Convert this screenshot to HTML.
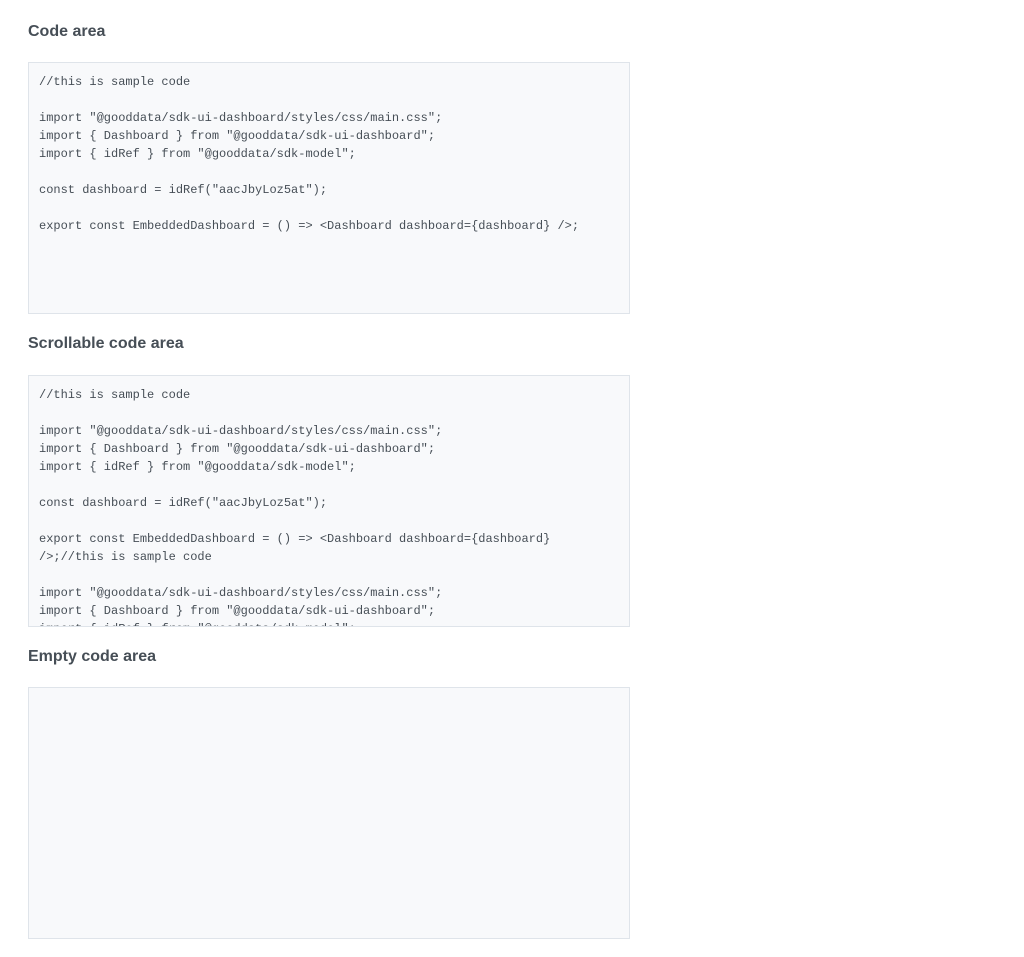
<!DOCTYPE html>
<html><head><meta charset="utf-8"><style>
html,body{margin:0;padding:0;background:#fff;width:1024px;height:957px;overflow:hidden}
h2{position:absolute;left:28px;margin:0;font:bold 16px/20px "Liberation Sans",sans-serif;color:#464e56}
.box{position:absolute;left:28px;width:600px;height:250px;background:#f8f9fb;border:1px solid #dfe4ea;overflow:hidden}
pre{margin:0;padding:10px 10px;font:12px/18px "Liberation Mono",monospace;color:#464e56;white-space:pre}
</style></head><body>
<h2 style="top:22px">Code area</h2>
<div class="box" style="top:62px"><pre>//this is sample code

import "@gooddata/sdk-ui-dashboard/styles/css/main.css";
import { Dashboard } from "@gooddata/sdk-ui-dashboard";
import { idRef } from "@gooddata/sdk-model";

const dashboard = idRef("aacJbyLoz5at");

export const EmbeddedDashboard = () =&gt; &lt;Dashboard dashboard={dashboard} /&gt;;</pre></div>
<h2 style="top:334px">Scrollable code area</h2>
<div class="box" style="top:375px"><pre>//this is sample code

import "@gooddata/sdk-ui-dashboard/styles/css/main.css";
import { Dashboard } from "@gooddata/sdk-ui-dashboard";
import { idRef } from "@gooddata/sdk-model";

const dashboard = idRef("aacJbyLoz5at");

export const EmbeddedDashboard = () =&gt; &lt;Dashboard dashboard={dashboard}
/&gt;;//this is sample code

import "@gooddata/sdk-ui-dashboard/styles/css/main.css";
import { Dashboard } from "@gooddata/sdk-ui-dashboard";
import { idRef } from "@gooddata/sdk-model";</pre></div>
<h2 style="top:647px">Empty code area</h2>
<div class="box" style="top:687px"></div>
</body></html>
::::::::::
* [CHALLENGE]: Transcribe the material exactly, and leave out whatever pictures it holds.

* [EXERCISE RESULT]:
Convert this screenshot to HTML.
<!DOCTYPE html>
<html><head><meta charset="utf-8"><style>
html,body{margin:0;padding:0;background:#fff;width:1024px;height:957px;overflow:hidden}
h2{position:absolute;left:28px;margin:0;font:bold 16px/20px "Liberation Sans",sans-serif;color:#464e56}
.box{position:absolute;left:28px;width:600px;height:250px;background:#f8f9fb;border:1px solid #dfe4ea;overflow:hidden}
pre{margin:0;padding:10px 10px;font:12px/18px "Liberation Mono",monospace;color:#464e56;white-space:pre}
</style></head><body>
<h2 style="top:22px">Code area</h2>
<div class="box" style="top:62px"><pre>//this is sample code

import "@gooddata/sdk-ui-dashboard/styles/css/main.css";
import { Dashboard } from "@gooddata/sdk-ui-dashboard";
import { idRef } from "@gooddata/sdk-model";

const dashboard = idRef("aacJbyLoz5at");

export const EmbeddedDashboard = () =&gt; &lt;Dashboard dashboard={dashboard} /&gt;;</pre></div>
<h2 style="top:334px">Scrollable code area</h2>
<div class="box" style="top:375px"><pre>//this is sample code

import "@gooddata/sdk-ui-dashboard/styles/css/main.css";
import { Dashboard } from "@gooddata/sdk-ui-dashboard";
import { idRef } from "@gooddata/sdk-model";

const dashboard = idRef("aacJbyLoz5at");

export const EmbeddedDashboard = () =&gt; &lt;Dashboard dashboard={dashboard}
/&gt;;//this is sample code

import "@gooddata/sdk-ui-dashboard/styles/css/main.css";
import { Dashboard } from "@gooddata/sdk-ui-dashboard";
import { idRef } from "@gooddata/sdk-model";</pre></div>
<h2 style="top:647px">Empty code area</h2>
<div class="box" style="top:687px"></div>
</body></html>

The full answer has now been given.